If you are struggling to create pairs that sound similar enough to each other, that’s okay. There are ways to create stereo pairs without recording multiple takes, but this is the best method. 

The more you practice your performances, the easier it will be to get recordings that sound similar enough to pan.

Add a Delay

If recording multiple takes isn’t an option, creating a delayed version of your mono track is an easy way to “fake” a stereo pair. All you have to do is create a second version of the track in question, add a short delay to it (usually under 50 milliseconds), and pan each version left and right. 

This method makes both tracks sound just different enough to make your brain differentiate them.

Pitch, EQ, and Other Effects

Similar to delay, you can use pitch, EQ, reverb, and a variety of other effects to differentiate a pair of identical tracks. As long as you create enough contrast, the sky is the limit. Don’t be afraid to experiment.

Panning Angle

Panning does not have to be limited to center, hard (all the way) left, or hard right. You can pan your tracks anywhere in between.

However, be careful about panning in between these settings. Panning tracks between hard left, center, and hard right can sometimes be effective, but often times panning completely to one side or staying centered is just as good if not better. Experiment, but note that these positions aren’t always the best option. 

Figure 4: Partially panned vocals.

Contrast and Balance

At the end of the day, your goal for panning should be to create contrast.
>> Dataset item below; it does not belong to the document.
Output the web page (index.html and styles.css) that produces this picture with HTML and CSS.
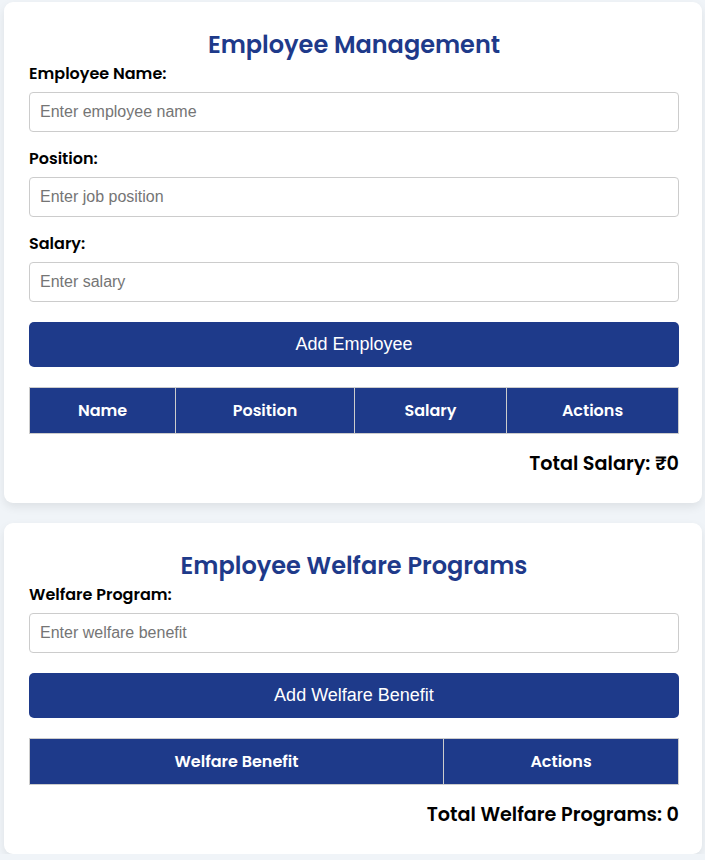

Panning gives you the power to add extra variation within your arrangement, enhancing the listening experience. 

Similarly, finding balance with panning is important too. Too much panning or too little panning will keep you from creating meaningful contrast.

For every song you mix, look at your instruments, try them out panned and centered, try different combinations, and find a balance of pan settings to fill out the stereo image of your tracks.

There are an infinite number of ways you can apply panning. Don’t be afraid to get creative with it. Panning is easy to apply, easy to test, and it can create a great deal of enhancement in your songs.